Transcribe the listing in full, excluding any pictures.

** Start RAW DATA **

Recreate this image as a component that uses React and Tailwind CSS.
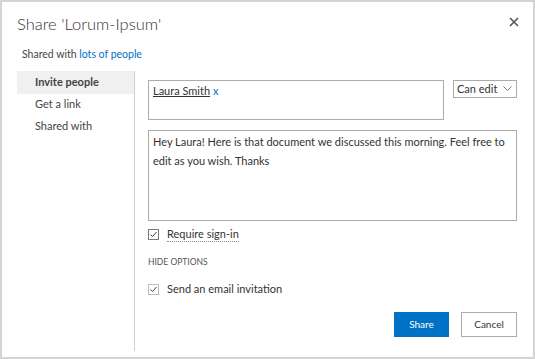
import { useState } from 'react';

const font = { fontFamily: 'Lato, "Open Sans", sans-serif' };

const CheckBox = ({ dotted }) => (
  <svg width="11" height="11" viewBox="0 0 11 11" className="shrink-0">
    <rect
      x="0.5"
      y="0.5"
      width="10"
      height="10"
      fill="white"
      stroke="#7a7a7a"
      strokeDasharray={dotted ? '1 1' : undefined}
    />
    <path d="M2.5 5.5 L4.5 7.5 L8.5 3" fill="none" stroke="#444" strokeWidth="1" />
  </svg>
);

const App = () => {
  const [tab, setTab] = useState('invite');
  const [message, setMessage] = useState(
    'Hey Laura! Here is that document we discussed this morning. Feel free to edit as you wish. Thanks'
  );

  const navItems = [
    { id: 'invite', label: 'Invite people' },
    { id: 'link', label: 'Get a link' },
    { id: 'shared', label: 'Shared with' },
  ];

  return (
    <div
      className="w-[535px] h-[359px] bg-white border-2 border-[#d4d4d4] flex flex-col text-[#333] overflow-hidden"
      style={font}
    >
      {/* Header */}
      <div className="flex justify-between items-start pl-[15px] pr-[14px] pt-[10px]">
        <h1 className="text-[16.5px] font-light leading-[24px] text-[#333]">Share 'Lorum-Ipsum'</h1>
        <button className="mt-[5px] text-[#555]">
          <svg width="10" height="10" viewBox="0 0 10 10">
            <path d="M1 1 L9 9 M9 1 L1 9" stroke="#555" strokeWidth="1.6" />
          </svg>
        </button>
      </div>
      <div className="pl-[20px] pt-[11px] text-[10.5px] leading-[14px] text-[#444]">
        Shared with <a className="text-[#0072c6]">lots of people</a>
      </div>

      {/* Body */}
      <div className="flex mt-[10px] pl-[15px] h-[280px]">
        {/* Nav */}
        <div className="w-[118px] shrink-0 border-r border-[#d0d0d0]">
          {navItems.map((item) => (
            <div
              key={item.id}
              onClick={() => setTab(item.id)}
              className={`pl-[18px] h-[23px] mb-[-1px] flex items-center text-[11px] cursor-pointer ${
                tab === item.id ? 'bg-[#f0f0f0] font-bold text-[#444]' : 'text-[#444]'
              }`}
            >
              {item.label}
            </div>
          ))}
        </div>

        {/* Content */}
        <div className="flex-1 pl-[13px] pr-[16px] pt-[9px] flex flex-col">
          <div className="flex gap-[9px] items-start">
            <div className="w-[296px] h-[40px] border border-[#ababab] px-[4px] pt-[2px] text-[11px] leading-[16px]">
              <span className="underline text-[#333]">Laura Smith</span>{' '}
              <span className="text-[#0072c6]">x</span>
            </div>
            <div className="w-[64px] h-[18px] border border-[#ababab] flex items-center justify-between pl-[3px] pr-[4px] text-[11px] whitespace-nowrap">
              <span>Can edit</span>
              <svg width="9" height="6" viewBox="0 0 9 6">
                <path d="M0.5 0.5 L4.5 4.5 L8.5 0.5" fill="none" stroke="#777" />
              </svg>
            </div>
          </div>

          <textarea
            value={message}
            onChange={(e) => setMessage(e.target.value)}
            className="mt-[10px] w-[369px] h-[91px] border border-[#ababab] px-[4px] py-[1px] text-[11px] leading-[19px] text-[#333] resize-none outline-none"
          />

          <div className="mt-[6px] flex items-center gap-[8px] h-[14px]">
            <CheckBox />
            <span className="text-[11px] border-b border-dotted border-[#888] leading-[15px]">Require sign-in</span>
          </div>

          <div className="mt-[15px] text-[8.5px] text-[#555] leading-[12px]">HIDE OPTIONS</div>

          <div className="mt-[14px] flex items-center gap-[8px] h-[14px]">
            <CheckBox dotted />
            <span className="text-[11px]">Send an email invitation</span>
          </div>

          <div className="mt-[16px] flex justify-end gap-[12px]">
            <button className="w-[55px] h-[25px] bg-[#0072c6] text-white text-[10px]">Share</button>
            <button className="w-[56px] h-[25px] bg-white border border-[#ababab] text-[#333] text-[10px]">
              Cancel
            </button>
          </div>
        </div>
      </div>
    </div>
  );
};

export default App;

** End RAW DATA **

● **PROBLEM SOLUTION**:
Recreate this image as a component that uses React and Tailwind CSS.
import { useState } from 'react';

const font = { fontFamily: 'Lato, "Open Sans", sans-serif' };

const CheckBox = ({ dotted }) => (
  <svg width="11" height="11" viewBox="0 0 11 11" className="shrink-0">
    <rect
      x="0.5"
      y="0.5"
      width="10"
      height="10"
      fill="white"
      stroke="#7a7a7a"
      strokeDasharray={dotted ? '1 1' : undefined}
    />
    <path d="M2.5 5.5 L4.5 7.5 L8.5 3" fill="none" stroke="#444" strokeWidth="1" />
  </svg>
);

const App = () => {
  const [tab, setTab] = useState('invite');
  const [message, setMessage] = useState(
    'Hey Laura! Here is that document we discussed this morning. Feel free to edit as you wish. Thanks'
  );

  const navItems = [
    { id: 'invite', label: 'Invite people' },
    { id: 'link', label: 'Get a link' },
    { id: 'shared', label: 'Shared with' },
  ];

  return (
    <div
      className="w-[535px] h-[359px] bg-white border-2 border-[#d4d4d4] flex flex-col text-[#333] overflow-hidden"
      style={font}
    >
      {/* Header */}
      <div className="flex justify-between items-start pl-[15px] pr-[14px] pt-[10px]">
        <h1 className="text-[16.5px] font-light leading-[24px] text-[#333]">Share 'Lorum-Ipsum'</h1>
        <button className="mt-[5px] text-[#555]">
          <svg width="10" height="10" viewBox="0 0 10 10">
            <path d="M1 1 L9 9 M9 1 L1 9" stroke="#555" strokeWidth="1.6" />
          </svg>
        </button>
      </div>
      <div className="pl-[20px] pt-[11px] text-[10.5px] leading-[14px] text-[#444]">
        Shared with <a className="text-[#0072c6]">lots of people</a>
      </div>

      {/* Body */}
      <div className="flex mt-[10px] pl-[15px] h-[280px]">
        {/* Nav */}
        <div className="w-[118px] shrink-0 border-r border-[#d0d0d0]">
          {navItems.map((item) => (
            <div
              key={item.id}
              onClick={() => setTab(item.id)}
              className={`pl-[18px] h-[23px] mb-[-1px] flex items-center text-[11px] cursor-pointer ${
                tab === item.id ? 'bg-[#f0f0f0] font-bold text-[#444]' : 'text-[#444]'
              }`}
            >
              {item.label}
            </div>
          ))}
        </div>

        {/* Content */}
        <div className="flex-1 pl-[13px] pr-[16px] pt-[9px] flex flex-col">
          <div className="flex gap-[9px] items-start">
            <div className="w-[296px] h-[40px] border border-[#ababab] px-[4px] pt-[2px] text-[11px] leading-[16px]">
              <span className="underline text-[#333]">Laura Smith</span>{' '}
              <span className="text-[#0072c6]">x</span>
            </div>
            <div className="w-[64px] h-[18px] border border-[#ababab] flex items-center justify-between pl-[3px] pr-[4px] text-[11px] whitespace-nowrap">
              <span>Can edit</span>
              <svg width="9" height="6" viewBox="0 0 9 6">
                <path d="M0.5 0.5 L4.5 4.5 L8.5 0.5" fill="none" stroke="#777" />
              </svg>
            </div>
          </div>

          <textarea
            value={message}
            onChange={(e) => setMessage(e.target.value)}
            className="mt-[10px] w-[369px] h-[91px] border border-[#ababab] px-[4px] py-[1px] text-[11px] leading-[19px] text-[#333] resize-none outline-none"
          />

          <div className="mt-[6px] flex items-center gap-[8px] h-[14px]">
            <CheckBox />
            <span className="text-[11px] border-b border-dotted border-[#888] leading-[15px]">Require sign-in</span>
          </div>

          <div className="mt-[15px] text-[8.5px] text-[#555] leading-[12px]">HIDE OPTIONS</div>

          <div className="mt-[14px] flex items-center gap-[8px] h-[14px]">
            <CheckBox dotted />
            <span className="text-[11px]">Send an email invitation</span>
          </div>

          <div className="mt-[16px] flex justify-end gap-[12px]">
            <button className="w-[55px] h-[25px] bg-[#0072c6] text-white text-[10px]">Share</button>
            <button className="w-[56px] h-[25px] bg-white border border-[#ababab] text-[#333] text-[10px]">
              Cancel
            </button>
          </div>
        </div>
      </div>
    </div>
  );
};

export default App;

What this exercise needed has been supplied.